Sterling: It’s the world! You go to Israel; the blacks are just treated like dogs.
V: So do you have to treat them like that too?
Sterling: The white Jews, there’s white Jews and black Jews, do you understand?
V: And are the black Jews less than the white Jews?
Sterling: A hundred percent, fifty, a hundred percent.
V: And is that right?
Sterling: It isn’t a question—we don’t evaluate what’s right and wrong, we live in a society. We live in a culture. We have to live within that culture.
V: But shouldn’t we take a stand for what’s wrong? And be the change and the difference?
Sterling: I don’t want to change the culture, because I can’t. It’s too big and too [unknown].
V: But you can change yourself.
Sterling: I don’t want to change. If my girl can’t do what I want, I don’t want the girl. I’ll find a girl that will do what I want! Believe me. I thought you were that girl—because I tried to do what you want. But you’re not that girl.

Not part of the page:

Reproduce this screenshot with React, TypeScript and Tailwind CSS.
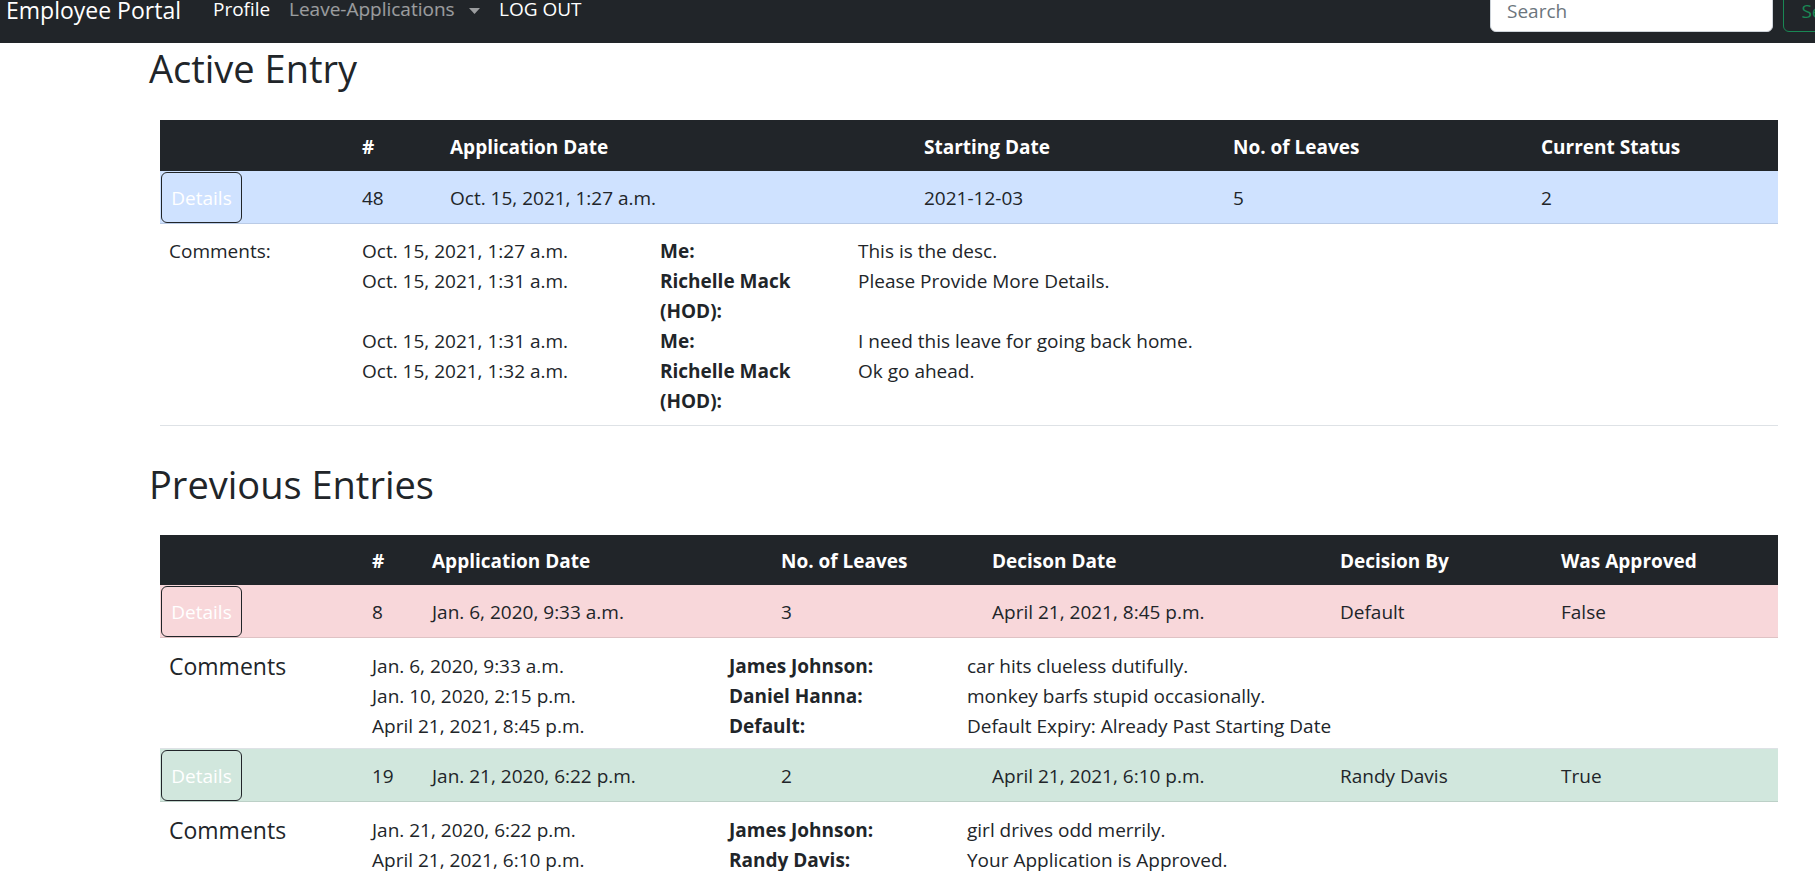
import React from "react";

type Comment = { date: string; by: string; text: string };

const activeComments: Comment[] = [
  { date: "Oct. 15, 2021, 1:27 a.m.", by: "Me:", text: "This is the desc." },
  { date: "Oct. 15, 2021, 1:31 a.m.", by: "Richelle Mack (HOD):", text: "Please Provide More Details." },
  { date: "Oct. 15, 2021, 1:31 a.m.", by: "Me:", text: "I need this leave for going back home." },
  { date: "Oct. 15, 2021, 1:32 a.m.", by: "Richelle Mack (HOD):", text: "Ok go ahead." },
];

type PrevEntry = {
  id: number;
  applied: string;
  leaves: number;
  decided: string;
  by: string;
  approved: boolean;
  comments: Comment[];
};

const previous: PrevEntry[] = [
  {
    id: 8,
    applied: "Jan. 6, 2020, 9:33 a.m.",
    leaves: 3,
    decided: "April 21, 2021, 8:45 p.m.",
    by: "Default",
    approved: false,
    comments: [
      { date: "Jan. 6, 2020, 9:33 a.m.", by: "James Johnson:", text: "car hits clueless dutifully." },
      { date: "Jan. 10, 2020, 2:15 p.m.", by: "Daniel Hanna:", text: "monkey barfs stupid occasionally." },
      { date: "April 21, 2021, 8:45 p.m.", by: "Default:", text: "Default Expiry: Already Past Starting Date" },
    ],
  },
  {
    id: 19,
    applied: "Jan. 21, 2020, 6:22 p.m.",
    leaves: 2,
    decided: "April 21, 2021, 6:10 p.m.",
    by: "Randy Davis",
    approved: true,
    comments: [
      { date: "Jan. 21, 2020, 6:22 p.m.", by: "James Johnson:", text: "girl drives odd merrily." },
      { date: "April 21, 2021, 6:10 p.m.", by: "Randy Davis:", text: "Your Application is Approved." },
    ],
  },
];

function DetailsButton() {
  return (
    <button
      type="button"
      className="ml-px h-[51px] w-[81px] rounded-[6px] border border-[#212529] pt-[2px] text-center text-[19px] text-white"
    >
      Details
    </button>
  );
}

function Navbar() {
  return (
    <nav className="h-[43px] overflow-hidden bg-[#212529]">
      <div className="flex w-[1890px] items-start pr-[10px] text-[19px] leading-[19px]">
        <a className="-mt-px ml-[6px] w-[207px] shrink-0 text-[23px] leading-[23px] text-white">Employee Portal</a>
        <a className="w-[76px] shrink-0 text-white">Profile</a>
        <a className="flex w-[210px] shrink-0 items-start text-white/55">
          <span className="w-[180px]">Leave-Applications</span>
          <svg width="11" height="6" viewBox="0 0 11 6" className="mt-[8px]" aria-hidden="true">
            <path d="M0 0h11L5.5 6z" fill="currentColor" />
          </svg>
        </a>
        <a className="shrink-0 text-white">LOG OUT</a>
        <div className="ml-auto flex shrink-0 items-start">
          <input
            type="text"
            placeholder="Search"
            className="-mt-[15px] h-[47px] w-[283px] rounded-[6px] border border-[#ced4da] bg-white px-[16px] pt-[5px] text-[19px] text-[#212529] outline-none placeholder:text-[#6c757d]"
          />
          <button
            type="button"
            className="-mt-[15px] ml-[10px] h-[47px] w-[97px] rounded-[6px] border border-[#198754] pt-[5px] text-[19px] text-[#198754]"
          >
            Search
          </button>
        </div>
      </div>
    </nav>
  );
}

function ActiveEntry() {
  const cols = "grid grid-cols-[192px_88px_474px_309px_308px_1fr]";
  return (
    <div>
      <div className={`${cols} h-[51px] items-center bg-[#212529] pt-[3px] text-[19px] font-bold text-white`}>
        <div />
        <div className="px-[10px]">#</div>
        <div className="px-[10px]">Application Date</div>
        <div className="px-[10px]">Starting Date</div>
        <div className="px-[10px]">No. of Leaves</div>
        <div className="px-[10px]">Current Status</div>
      </div>
      <div className={`${cols} h-[53px] items-center border-b border-[#bacbe6] bg-[#cfe2ff]`}>
        <div>
          <DetailsButton />
        </div>
        <div className="px-[10px] pt-[3px]">48</div>
        <div className="px-[10px] pt-[3px]">Oct. 15, 2021, 1:27 a.m.</div>
        <div className="px-[10px] pt-[3px]">2021-12-03</div>
        <div className="px-[10px] pt-[3px]">5</div>
        <div className="px-[10px] pt-[3px]">2</div>
      </div>
      <div className="grid grid-cols-[192px_1fr] border-b border-[#dee2e6] pt-[12px] pb-[9px] leading-[30px]">
        <div className="pl-[9px]">Comments:</div>
        <div className="grid grid-cols-[298px_198px_1fr]">
          {activeComments.map((c, i) => (
            <React.Fragment key={i}>
              <div className="px-[10px]">{c.date}</div>
              <div className="px-[10px] font-bold">{c.by}</div>
              <div className="px-[10px]">{c.text}</div>
            </React.Fragment>
          ))}
        </div>
      </div>
    </div>
  );
}

function PreviousEntries() {
  const cols = "grid grid-cols-[202px_60px_349px_211px_348px_221px_1fr]";
  return (
    <div>
      <div className={`${cols} h-[50px] items-center bg-[#212529] pt-[3px] text-[19px] font-bold text-white`}>
        <div />
        <div className="px-[10px]">#</div>
        <div className="px-[10px]">Application Date</div>
        <div className="px-[10px]">No. of Leaves</div>
        <div className="px-[10px]">Decison Date</div>
        <div className="px-[10px]">Decision By</div>
        <div className="px-[10px]">Was Approved</div>
      </div>
      {previous.map((e) => (
        <React.Fragment key={e.id}>
          <div
            className={`${cols} h-[53px] items-center border-b ${
              e.approved ? "border-[#bcd0c7] bg-[#d1e7dd]" : "border-[#dfc2c4] bg-[#f8d7da]"
            }`}
          >
            <div>
              <DetailsButton />
            </div>
            <div className="px-[10px] pt-[3px]">{e.id}</div>
            <div className="px-[10px] pt-[3px]">{e.applied}</div>
            <div className="px-[10px] pt-[3px]">{e.leaves}</div>
            <div className="px-[10px] pt-[3px]">{e.decided}</div>
            <div className="px-[10px] pt-[3px]">{e.by}</div>
            <div className="px-[10px] pt-[3px]">{e.approved ? "True" : "False"}</div>
          </div>
          <div className="grid grid-cols-[202px_1fr] border-b border-[#dee2e6] pt-[13px] pb-[7px] leading-[30px]">
            <div className="pl-[9px] text-[23px]">Comments</div>
            <div className="grid grid-cols-[357px_238px_1fr]">
              {e.comments.map((c, i) => (
                <React.Fragment key={i}>
                  <div className="px-[10px]">{c.date}</div>
                  <div className="px-[10px] font-bold">{c.by}</div>
                  <div className="px-[10px]">{c.text}</div>
                </React.Fragment>
              ))}
            </div>
          </div>
        </React.Fragment>
      ))}
    </div>
  );
}

export default function App() {
  return (
    <div className="min-h-screen w-full overflow-x-hidden bg-white font-['Open_Sans',sans-serif] text-[19px] text-[#212529]">
      <Navbar />
      <main className="pr-[37px] pl-[160px]">
        <h2 className="-ml-[11px] mt-[2px] mb-[29px] text-[38px] leading-[46px] font-normal">Active Entry</h2>
        <ActiveEntry />
        <h2 className="-ml-[11px] mt-[35px] mb-[28px] text-[38px] leading-[46px] font-normal">Previous Entries</h2>
        <PreviousEntries />
      </main>
    </div>
  );
}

V: It’s like saying, “Let’s just persecute and kill all of the Jews.”
Sterling: Oh, it’s the same thing, right?
V: Isn’t it wrong? Wasn’t it wrong then? With the Holocaust? And you’re Jewish, you understand discrimination.
Sterling: You’re a mental case; you’re really a mental case. The Holocaust, we’re comparing with—
V: Racism! Discrimination.
Sterling: There’s no racism here. If you don’t want to be… walking… into a basketball game with a certain… person, is that racism?